In July, Wang mocked US trade complaints as “perplexing”.

“The US often says that it is taken advantage of, but this is perplexing. It’s like someone who buys a hundred-dollar product in a supermarket, has the product in hand, and then complains that he is a hundred dollars short,” Wang said. “Does that logic stand up?”

Cui Tiankai, Chinese ambassador to the US 

The 66-year-old had reached retirement last year but stayed on apparently to help stabilise the rocky China-US relations that have developed under Trump’s administration.

Cui has been ambassador to the US since 2013. In the first few months after Trump’s inauguration, when China was confused about contacts in the new administration, Cui tried to build cosy relations with Trump’s daughter Ivanka and son-in-law, Jared Kushner. Ivanka Trump also broke the ice by visiting the Chinese embassy for its New Year party in February.

In the past year, Cui has continued to engage many levels of officials in the Trump administration, as well as being the face of China at public events and a spokesman to US media.

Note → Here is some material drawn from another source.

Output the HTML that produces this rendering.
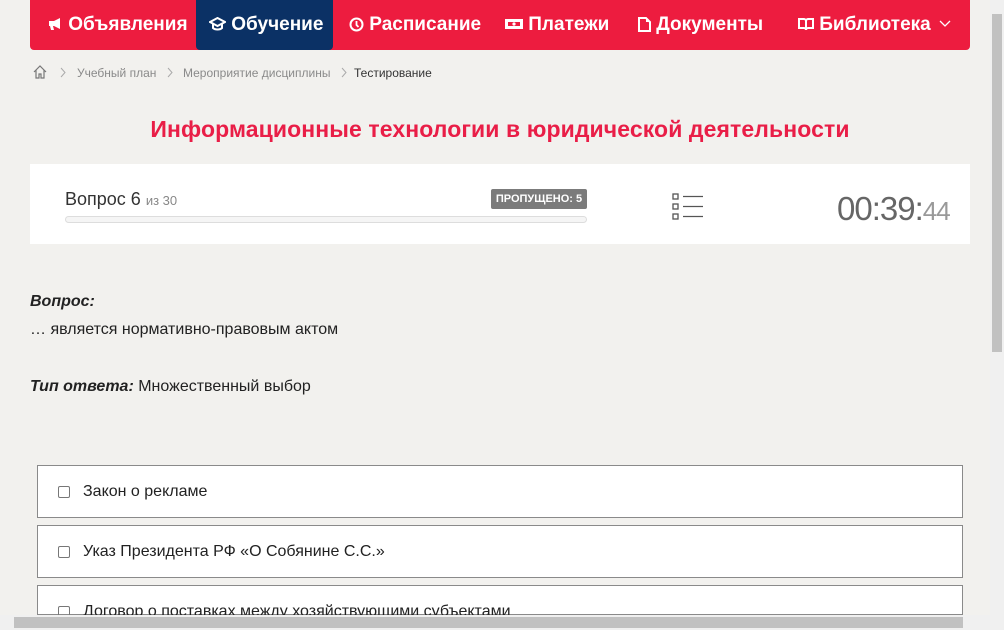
<!DOCTYPE html>
<html style="width:1004px;height:630px;overflow:hidden"><head><meta charset="utf-8"><style>
*{margin:0;padding:0;box-sizing:border-box}
body{width:1004px;height:630px;overflow:hidden;background:#f2f1ee;font-family:"Liberation Sans",sans-serif;position:relative}
.nav{position:absolute;left:30px;top:0;width:940px;height:50px;background:#ed1c3f;border-radius:0 0 4px 4px}
.nav div{position:absolute;top:0;height:50px;line-height:50px;color:#fff;font-size:19px;font-weight:bold;white-space:nowrap}
.act{background:#0b3165;border-radius:0 0 4px 4px}
.ab{position:absolute}
.bc{position:absolute;top:66px;font-size:12px;color:#8a8a8a}
.ans{position:absolute;left:37px;width:926px;height:53px;background:#fff;border:1px solid #8a8a8a}
.ans span{position:absolute;left:45px;top:17px;font-size:16px;color:#222}
.ans i{position:absolute;left:20px;top:20px;width:12px;height:12px;border:1px solid #777;border-radius:2px}
</style></head><body>
<div class="nav">
<div style="left:17px"><svg width="16" height="14" viewBox="0 0 16 14" style="vertical-align:-1px"><path d="M2 4h5l6-3v11l-6-3H6l1 4H4l-1-4H2z" fill="#fff"/></svg> Объявления</div>
<div class="act" style="left:166px;width:137px;padding-left:13px"><svg width="17" height="14" viewBox="0 0 17 14" style="vertical-align:-1px"><path d="M1 5l7.5-4 7.5 4-7.5 4z M4 7v4c2 2 7 2 9 0V7" fill="none" stroke="#fff" stroke-width="2"/></svg> Обучение</div>
<div style="left:319px"><svg width="15" height="15" viewBox="0 0 15 15" style="vertical-align:-2px"><circle cx="7.5" cy="7.5" r="6" fill="none" stroke="#fff" stroke-width="2"/><path d="M7.5 4v4l2 2" stroke="#fff" stroke-width="1.8" fill="none"/></svg> Расписание</div>
<div style="left:475px"><svg width="18" height="12" viewBox="0 0 18 12" style="vertical-align:0"><rect x="0" y="1" width="18" height="10" fill="#fff"/><rect x="3" y="4" width="12" height="4" fill="#ed1c3f"/><circle cx="9" cy="6" r="1.6" fill="#fff"/></svg> Платежи</div>
<div style="left:608px"><svg width="13" height="15" viewBox="0 0 13 15" style="vertical-align:-2px"><path d="M1 1h7l4 4v9H1z" fill="none" stroke="#fff" stroke-width="2"/><path d="M8 1v4h4" fill="#fff"/></svg> Документы</div>
<div style="left:768px"><svg width="16" height="14" viewBox="0 0 16 14" style="vertical-align:-1px"><path d="M1 2h5c1 0 2 1 2 2v9c0-1-1-2-2-2H1zM15 2h-5c-1 0-2 1-2 2v9c0-1 1-2 2-2h5z" fill="none" stroke="#fff" stroke-width="2"/></svg> Библиотека <svg width="12" height="8" viewBox="0 0 12 8" style="vertical-align:2px;margin-left:3px"><path d="M1 1l5 5 5-5" fill="none" stroke="#fff" stroke-width="1.3"/></svg></div>
</div>
<svg class="ab" style="left:33px;top:65px" width="14" height="14" viewBox="0 0 14 14"><path d="M1 7L7 1l6 6M3 5v8h3V9h2v4h3V5" fill="none" stroke="#777" stroke-width="1.2"/></svg>
<svg class="ab" style="left:60px;top:67px" width="6" height="11" viewBox="0 0 6 11"><path d="M1 1l4 4.5L1 10" fill="none" stroke="#aaa"/></svg>
<div class="bc" style="left:77px">Учебный план</div>
<svg class="ab" style="left:167px;top:67px" width="6" height="11" viewBox="0 0 6 11"><path d="M1 1l4 4.5L1 10" fill="none" stroke="#aaa"/></svg>
<div class="bc" style="left:183px">Мероприятие дисциплины</div>
<svg class="ab" style="left:341px;top:67px" width="6" height="11" viewBox="0 0 6 11"><path d="M1 1l4 4.5L1 10" fill="none" stroke="#aaa"/></svg>
<div class="bc" style="left:354px;color:#333">Тестирование</div>
<div class="ab" style="left:0;width:1000px;top:116px;text-align:center;font-size:23px;font-weight:bold;color:#e91e47;letter-spacing:0.1px">Информационные технологии в юридической деятельности</div>
<div class="ab" style="left:30px;top:164px;width:940px;height:80px;background:#fff">
<div class="ab" style="left:35px;top:25px;font-size:18px;color:#333">Вопрос 6 <span style="font-size:13px;color:#888">из 30</span></div>
<div class="ab" style="left:461px;top:25px;width:96px;height:20px;background:#7b7b7b;border-radius:2px;color:#fff;font-size:11px;font-weight:bold;text-align:center;line-height:20px">ПРОПУЩЕНО: 5</div>
<div class="ab" style="left:35px;top:52px;width:522px;height:7px;border:1px solid #ddd;border-radius:4px;background:#f5f5f5"></div>
<svg class="ab" style="left:642px;top:29px" width="32" height="27" viewBox="0 0 32 27"><g fill="none" stroke="#555" stroke-width="1.3"><rect x="1" y="1" width="5" height="5"/><rect x="1" y="11" width="5" height="5"/><rect x="1" y="21" width="5" height="5"/><path d="M11 3.5h20M11 13.5h20M11 23.5h20"/></g></svg>
<div class="ab" style="left:807px;top:26px;font-size:33px;color:#666;letter-spacing:-1px">00:39:<span style="font-size:26px;color:#999">44</span></div>
</div>
<div class="ab" style="left:30px;top:288px;font-size:16px;color:#222;line-height:28px"><b><i>Вопрос:</i></b><br>… является нормативно-правовым актом</div>
<div class="ab" style="left:30px;top:378px;font-size:16px;color:#222"><b><i>Тип ответа:</i></b> Множественный выбор</div>
<div class="ans" style="top:465px"><i></i><span>Закон о рекламе</span></div>
<div class="ans" style="top:525px"><i></i><span>Указ Президента РФ «О Собянине С.С.»</span></div>
<div class="ans" style="top:585px;height:30px"><i></i><span>Договор о поставках между хозяйствующими субъектами</span></div>
<div class="ab" style="left:990px;top:0;width:14px;height:615px;background:#f0f0f0"><div class="ab" style="left:2px;top:14px;width:10px;height:338px;background:#c1c1c1"></div></div>
<div class="ab" style="left:0;top:615px;width:1004px;height:15px;background:#f0f0f0"><div class="ab" style="left:14px;top:2px;width:949px;height:11px;background:#c1c1c1"></div></div>
</body></html>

Cui Tiankai has been China’s ambassador to the United States since 2013. Photo: Xinhua

Former US diplomat Robert Daly has described Cui as well respected in the US and as an “extremely effective” ambassador, a valued interlocutor and a voice that is sought out in discussions around Washington.



Ding Xuexiang, director of the General Office of the Communist Party of China

Ding, 56, is Xi’s personal assistant and has extensive experience in assisting Xi for more than a decade. He was Xi’s secretary during the six months when Xi was Shanghai party boss in 2007.

Ding Xuexiang (right) at the Great Hall of the People with Sun Chunlan (left) and Liu He on March 19. Photo: Simon Song

After Xi was promoted to the Politburo Standing Committee, he transferred Ding to the General Office as deputy director.

When Xi became president, Ding became director of Xi’s personal office and has since accompanied him on many of his foreign and domestic trips.